** STATED EXERCISE **
Only the lines from the one containing "Emit a component" through the one containing "Sans Mono CJK" should be duplicated, exactly as they appear. Pictures are to be left out.

** DATA SECTION **
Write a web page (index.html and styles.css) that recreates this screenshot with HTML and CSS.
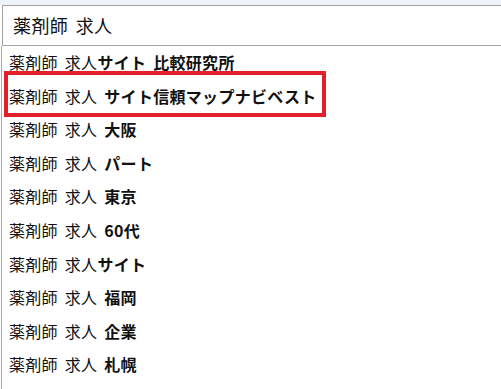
FILE: index.html
```html
<!DOCTYPE html>
<html>
<head>
  <meta charset='UTF-8'>
  <title>薬剤師 求人</title>
  <link rel="stylesheet" href="styles.css">
</head>
<body>

  <div class='caja'>
    <div class='entrada'>薬剤師 求人</div>
    <ul class='lista'>
      <li>薬剤師 求人<b>サイト 比較研究所</b></li>
      <li>薬剤師 求人 <b>サイト信頼マップナビベスト</b></li>
      <li>薬剤師 求人 <b>大阪</b></li>
      <li>薬剤師 求人 <b>パート</b></li>
      <li>薬剤師 求人 <b>東京</b></li>
      <li>薬剤師 求人 <b>60代</b></li>
      <li>薬剤師 求人<b>サイト</b></li>
      <li>薬剤師 求人 <b>福岡</b></li>
      <li>薬剤師 求人 <b>企業</b></li>
      <li>薬剤師 求人 <b>札幌</b></li>
    </ul>
    <div class='marca'></div>
  </div>

</body>
</html>
```

FILE: styles.css
```css
body { margin: 0; background: #fff; font-family: "Noto Sans CJK JP", "Noto Sans", sans-serif; color: #111; }
.caja { position: relative; height: 389px; overflow: hidden; padding-top: 5px; box-sizing: border-box; background: linear-gradient(#eef3fa 0, #eef3fa 5px, #fff 5px); }
.entrada { height: 39px; margin-left: 2px; border: 1px solid #a3a3a3; border-right: none; padding-left: 10px; font-size: 18px; line-height: 39px; word-spacing: 3px; letter-spacing: 0.4px; background: #fff; }
.lista { list-style: none; margin: 0 0 0 1px; padding: 0; border-left: 1px solid #a8a8a8; height: 345px; }
.lista li { height: 33.6px; line-height: 33.6px; padding-left: 7px; font-size: 16px; word-spacing: 3px; letter-spacing: 0.3px; white-space: nowrap; }
.lista b { font-weight: bold; }
.marca { position: absolute; left: 4px; top: 71px; width: 314px; height: 38px; border: 4px solid #e2202b; }
```
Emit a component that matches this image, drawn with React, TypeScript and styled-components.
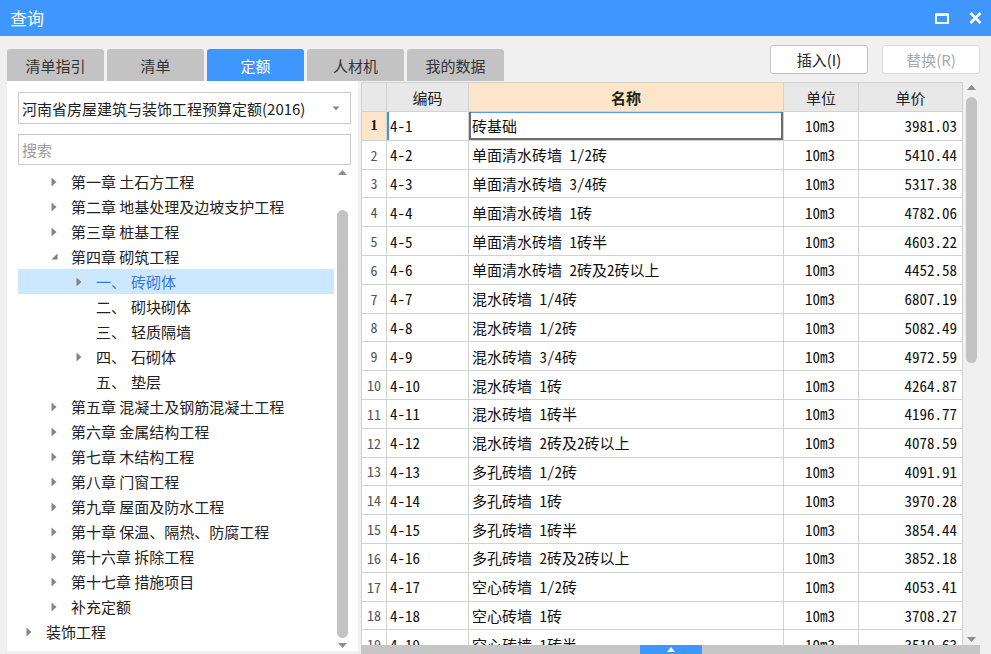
import React from "react";
import styled, { createGlobalStyle } from "styled-components";

const GlobalStyle = createGlobalStyle`
  html, body {
    margin: 0;
    padding: 0;
    overflow: hidden;
  }
  * {
    box-sizing: border-box;
  }
`;

const UI_FONT = `"Noto Sans CJK SC", "Noto Sans", sans-serif`;
const GRID_FONT = `"Noto Sans Mono CJK SC", "Noto Sans CJK SC", monospace`;

type TreeItem = {
  level: number;
  label: string;
  num?: string;
  arrow?: "closed" | "open";
  selected?: boolean;
};

const treeItems: TreeItem[] = [
  { level: 1, label: "第一章 土石方工程", arrow: "closed" },
  { level: 1, label: "第二章 地基处理及边坡支护工程", arrow: "closed" },
  { level: 1, label: "第三章 桩基工程", arrow: "closed" },
  { level: 1, label: "第四章 砌筑工程", arrow: "open" },
  { level: 2, num: "一、", label: "砖砌体", arrow: "closed", selected: true },
  { level: 2, num: "二、", label: "砌块砌体" },
  { level: 2, num: "三、", label: "轻质隔墙" },
  { level: 2, num: "四、", label: "石砌体", arrow: "closed" },
  { level: 2, num: "五、", label: "垫层" },
  { level: 1, label: "第五章 混凝土及钢筋混凝土工程", arrow: "closed" },
  { level: 1, label: "第六章 金属结构工程", arrow: "closed" },
  { level: 1, label: "第七章 木结构工程", arrow: "closed" },
  { level: 1, label: "第八章 门窗工程", arrow: "closed" },
  { level: 1, label: "第九章 屋面及防水工程", arrow: "closed" },
  { level: 1, label: "第十章 保温、隔热、防腐工程", arrow: "closed" },
  { level: 1, label: "第十六章 拆除工程", arrow: "closed" },
  { level: 1, label: "第十七章 措施项目", arrow: "closed" },
  { level: 1, label: "补充定额", arrow: "closed" },
  { level: 0, label: "装饰工程", arrow: "closed" },
];

const rows: [string, string, string, string][] = [
  ["4-1", "砖基础", "10m3", "3981.03"],
  ["4-2", "单面清水砖墙 1/2砖", "10m3", "5410.44"],
  ["4-3", "单面清水砖墙 3/4砖", "10m3", "5317.38"],
  ["4-4", "单面清水砖墙 1砖", "10m3", "4782.06"],
  ["4-5", "单面清水砖墙 1砖半", "10m3", "4603.22"],
  ["4-6", "单面清水砖墙 2砖及2砖以上", "10m3", "4452.58"],
  ["4-7", "混水砖墙 1/4砖", "10m3", "6807.19"],
  ["4-8", "混水砖墙 1/2砖", "10m3", "5082.49"],
  ["4-9", "混水砖墙 3/4砖", "10m3", "4972.59"],
  ["4-10", "混水砖墙 1砖", "10m3", "4264.87"],
  ["4-11", "混水砖墙 1砖半", "10m3", "4196.77"],
  ["4-12", "混水砖墙 2砖及2砖以上", "10m3", "4078.59"],
  ["4-13", "多孔砖墙 1/2砖", "10m3", "4091.91"],
  ["4-14", "多孔砖墙 1砖", "10m3", "3970.28"],
  ["4-15", "多孔砖墙 1砖半", "10m3", "3854.44"],
  ["4-16", "多孔砖墙 2砖及2砖以上", "10m3", "3852.18"],
  ["4-17", "空心砖墙 1/2砖", "10m3", "4053.41"],
  ["4-18", "空心砖墙 1砖", "10m3", "3708.27"],
  ["4-19", "空心砖墙 1砖半", "10m3", "3519.63"],
];

const tabs = ["清单指引", "清单", "定额", "人材机", "我的数据"];

const ArrowIcon = ({ open }: { open?: boolean }) =>
  open ? (
    <svg width="7" height="7" viewBox="0 0 7 7">
      <polygon points="6.5,0.5 6.5,6.5 0.5,6.5" fill="#7c7c7c" />
    </svg>
  ) : (
    <svg width="6" height="10" viewBox="0 0 6 10">
      <polygon points="0.5,0.5 5.5,5 0.5,9.5" fill="#858585" />
    </svg>
  );

const App = () => {
  return (
    <>
      <GlobalStyle />
      <Window>
        <TitleBar>
          <Title>查询</Title>
          <WinButtons>
            <svg width="14" height="11" viewBox="0 0 14 11">
              <rect x="1" y="1.5" width="12" height="8.5" fill="none" stroke="#fff" strokeWidth="2" />
              <rect x="1" y="0.5" width="12" height="2.5" fill="#fff" />
            </svg>
            <svg width="13" height="12" viewBox="0 0 13 12">
              <path d="M1.5 1 L11.5 11 M11.5 1 L1.5 11" stroke="#fff" strokeWidth="2.6" />
            </svg>
          </WinButtons>
        </TitleBar>

        <TopRow>
          <Tabs>
            {tabs.map((t) => (
              <Tab key={t} $active={t === "定额"}>
                {t}
              </Tab>
            ))}
          </Tabs>
          <ActionBar>
            <ActionButton>插入(I)</ActionButton>
            <ActionButton $disabled>替换(R)</ActionButton>
          </ActionBar>
        </TopRow>

        <Main>
          <LeftPanel>
            <Select>
              <span>河南省房屋建筑与装饰工程预算定额(2016)</span>
              <svg width="8" height="5" viewBox="0 0 8 5">
                <polygon points="0.5,0.5 7.5,0.5 4,4.5" fill="#8a8a8a" />
              </svg>
            </Select>
            <Search>搜索</Search>
            <TreeArea>
              <TreeList>
                {treeItems.map((item, i) => (
                  <TreeRow key={i} $level={item.level} $selected={item.selected}>
                    <ArrowBox>{item.arrow && <ArrowIcon open={item.arrow === "open"} />}</ArrowBox>
                    {item.num && <TreeNum>{item.num}</TreeNum>}
                    <span>{item.label}</span>
                  </TreeRow>
                ))}
              </TreeList>
              <VScroll $bg="#ffffff">
                <ScrollArrow>
                  <svg width="9" height="5" viewBox="0 0 9 5">
                    <polygon points="0,5 9,5 4.5,0" fill="#8c8c8c" />
                  </svg>
                </ScrollArrow>
                <Track>
                  <Thumb $top={32} $height={428} />
                </Track>
                <ScrollArrow>
                  <svg width="9" height="5" viewBox="0 0 9 5">
                    <polygon points="0,0 9,0 4.5,5" fill="#8c8c8c" />
                  </svg>
                </ScrollArrow>
              </VScroll>
            </TreeArea>
          </LeftPanel>

          <RightPanel>
            <GridWrap>
              <Grid>
                <HeaderRow>
                  <HeadCell />
                  <HeadCell>编码</HeadCell>
                  <HeadCell $active>名称</HeadCell>
                  <HeadCell>单位</HeadCell>
                  <HeadCell>单价</HeadCell>
                </HeaderRow>
                {rows.map((r, i) => (
                  <DataRow key={r[0]}>
                    <NumCell $active={i === 0}>{i + 1}</NumCell>
                    <Cell $focusCode={i === 0}>{r[0]}</Cell>
                    <Cell $focusName={i === 0}>{r[1]}</Cell>
                    <Cell $align="center">{r[2]}</Cell>
                    <Cell $align="right">{r[3]}</Cell>
                  </DataRow>
                ))}
              </Grid>
              <VScroll $bg="#f0f0f0">
                <ScrollArrow>
                  <svg width="9" height="5" viewBox="0 0 9 5">
                    <polygon points="0,5 9,5 4.5,0" fill="#8c8c8c" />
                  </svg>
                </ScrollArrow>
                <Track>
                  <Thumb $top={4} $height={266} />
                </Track>
                <ScrollArrow>
                  <svg width="9" height="5" viewBox="0 0 9 5">
                    <polygon points="0,0 9,0 4.5,5" fill="#8c8c8c" />
                  </svg>
                </ScrollArrow>
              </VScroll>
            </GridWrap>
            <HScroll>
              <SplitHandle>
                <svg width="8" height="5" viewBox="0 0 8 5">
                  <polygon points="0,5 8,5 4,0" fill="#fff" />
                </svg>
              </SplitHandle>
            </HScroll>
          </RightPanel>
        </Main>
      </Window>
    </>
  );
};

const Window = styled.div`
  width: 991px;
  height: 654px;
  display: flex;
  flex-direction: column;
  background: #f0f0f0;
  font-family: ${UI_FONT};
  overflow: hidden;
`;

const TitleBar = styled.div`
  height: 36px;
  flex: none;
  display: flex;
  align-items: center;
  padding: 0 9px 0 10px;
  background: #3f96fd;
  color: #fff;
`;

const Title = styled.div`
  flex: 1;
  font-size: 17px;
  line-height: 20px;
`;

const WinButtons = styled.div`
  display: flex;
  align-items: center;
  gap: 20px;
`;

const TopRow = styled.div`
  height: 45px;
  flex: none;
  display: flex;
  padding: 0 11px 0 7px;
`;

const Tabs = styled.div`
  flex: 1;
  display: flex;
  align-items: flex-end;
  gap: 3px;
`;

const Tab = styled.div<{ $active?: boolean }>`
  width: 97px;
  height: 32px;
  display: flex;
  align-items: center;
  justify-content: center;
  border-radius: 3px 3px 0 0;
  background: ${({ $active }) => ($active ? "#3f96fd" : "#c3c3c3")};
  color: ${({ $active }) => ($active ? "#ffffff" : "#333333")};
  font-size: 15px;
`;

const ActionBar = styled.div`
  display: flex;
  gap: 14px;
  padding-top: 9px;
`;

const ActionButton = styled.button<{ $disabled?: boolean }>`
  width: 98px;
  height: 29px;
  padding: 0;
  background: #ffffff;
  border: 1px solid ${({ $disabled }) => ($disabled ? "#dadada" : "#c2c2c2")};
  border-radius: 3px;
  color: ${({ $disabled }) => ($disabled ? "#aaaaaa" : "#222222")};
  font-family: ${UI_FONT};
  font-size: 15px;
`;

const Main = styled.div`
  flex: 1;
  min-height: 0;
  display: flex;
  gap: 3px;
  padding: 0 11px 0 7px;
`;

const LeftPanel = styled.div`
  width: 351px;
  margin-bottom: 3px;
  display: flex;
  flex-direction: column;
  padding: 11px 7px 0 11px;
  background: #ffffff;
`;

const Select = styled.div`
  height: 32px;
  flex: none;
  display: flex;
  align-items: center;
  justify-content: space-between;
  padding: 0 10px 0 3px;
  border: 1px solid #cacaca;
  color: #222;
  font-size: 15px;
  white-space: nowrap;
`;

const Search = styled.div`
  height: 31px;
  flex: none;
  margin-top: 10px;
  display: flex;
  align-items: center;
  padding: 0 3px;
  border: 1px solid #cacaca;
  color: #9a9a9a;
  font-size: 15px;
`;

const TreeArea = styled.div`
  flex: 1;
  min-height: 0;
  margin-top: 2px;
  display: flex;
`;

const TreeList = styled.div`
  flex: 1;
  padding-top: 2px;
  overflow: hidden;
`;

const TreeRow = styled.div<{ $level: number; $selected?: boolean }>`
  height: 25px;
  display: flex;
  align-items: center;
  padding-left: ${({ $level }) => 8 + $level * 25}px;
  background: ${({ $selected }) => ($selected ? "#cce8ff" : "transparent")};
  color: ${({ $selected }) => ($selected ? "#3a78d8" : "#222222")};
  font-size: 15px;
  white-space: nowrap;
`;

const ArrowBox = styled.div`
  width: 20px;
  flex: none;
  display: flex;
  align-items: center;
`;

const TreeNum = styled.span`
  margin-right: 5px;
`;

const VScroll = styled.div<{ $bg: string }>`
  width: 17px;
  flex: none;
  display: flex;
  flex-direction: column;
  align-items: center;
  background: ${({ $bg }) => $bg};
`;

const ScrollArrow = styled.div`
  height: 11px;
  flex: none;
  display: flex;
  align-items: center;
  justify-content: center;
`;

const Track = styled.div`
  flex: 1;
  width: 100%;
  display: flex;
  flex-direction: column;
  align-items: center;
`;

const Thumb = styled.div<{ $top: number; $height: number }>`
  width: 11px;
  margin-top: ${({ $top }) => $top}px;
  height: ${({ $height }) => $height}px;
  border-radius: 6px;
  background: #c3c3c3;
`;

const RightPanel = styled.div`
  flex: 1;
  margin-top: 1px;
  display: flex;
  flex-direction: column;
  min-height: 0;
`;

const GridWrap = styled.div`
  flex: 1;
  min-height: 0;
  display: flex;
`;

const Grid = styled.div`
  width: 602px;
  flex: none;
  overflow: hidden;
  background: #ffffff;
  border-left: 1px solid #d2d2d2;
  border-top: 1px solid #d2d2d2;
`;

const columns = "25px 82px 315px 75px 104px";

const HeaderRow = styled.div`
  height: 29px;
  display: grid;
  grid-template-columns: ${columns};
`;

const HeadCell = styled.div<{ $active?: boolean }>`
  display: flex;
  align-items: center;
  justify-content: center;
  border-right: 1px solid #d2d2d2;
  border-bottom: 1px solid #d2d2d2;
  background: ${({ $active }) => ($active ? "#fde5c9" : "#e8e8e8")};
  font-weight: ${({ $active }) => ($active ? 700 : 400)};
  color: #222;
  font-size: 15px;
`;

const DataRow = styled.div`
  height: 28.8px;
  display: grid;
  grid-template-columns: ${columns};
  font-family: ${GRID_FONT};
  font-size: 15px;
  color: #111;
`;

const NumCell = styled.div<{ $active?: boolean }>`
  display: flex;
  align-items: center;
  justify-content: center;
  border-right: 1px solid #d2d2d2;
  border-bottom: 1px solid #d2d2d2;
  background: ${({ $active }) => ($active ? "#fde5c9" : "#ffffff")};
  color: ${({ $active }) => ($active ? "#111" : "#555")};
  font-family: ${({ $active }) => ($active ? `"Liberation Serif", serif` : GRID_FONT)};
  font-weight: ${({ $active }) => ($active ? 700 : 400)};
  font-size: 14px;
`;

const Cell = styled.div<{
  $align?: "center" | "right";
  $focusCode?: boolean;
  $focusName?: boolean;
}>`
  display: flex;
  align-items: center;
  justify-content: ${({ $align }) =>
    $align === "center" ? "center" : $align === "right" ? "flex-end" : "flex-start"};
  padding: 0 5px 0 3px;
  border-right: 1px solid #d2d2d2;
  border-bottom: 1px solid #d2d2d2;
  white-space: nowrap;
  box-shadow: ${({ $focusCode, $focusName }) =>
    $focusCode
      ? "inset 2px 0 0 #4a8fe8"
      : $focusName
      ? "inset 2px 0 0 #6e6e6e, inset -2px 0 0 #6e6e6e, inset 0 -2px 0 #6e6e6e, inset 0 1px 0 #5a9be8"
      : "none"};
`;

const HScroll = styled.div`
  height: 9px;
  flex: none;
  display: flex;
  justify-content: center;
  background: #c6c6c6;
`;

const SplitHandle = styled.div`
  width: 62px;
  height: 100%;
  display: flex;
  align-items: center;
  justify-content: center;
  background: #3f96fd;
`;

export default App;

** RESPONSE TO THIS EXERCISE **
Emit a component that matches this image, drawn with React, TypeScript and styled-components.
import React from "react";
import styled, { createGlobalStyle } from "styled-components";

const GlobalStyle = createGlobalStyle`
  html, body {
    margin: 0;
    padding: 0;
    overflow: hidden;
  }
  * {
    box-sizing: border-box;
  }
`;

const UI_FONT = `"Noto Sans CJK SC", "Noto Sans", sans-serif`;
const GRID_FONT = `"Noto Sans Mono CJK SC", "Noto Sans CJK SC", monospace`;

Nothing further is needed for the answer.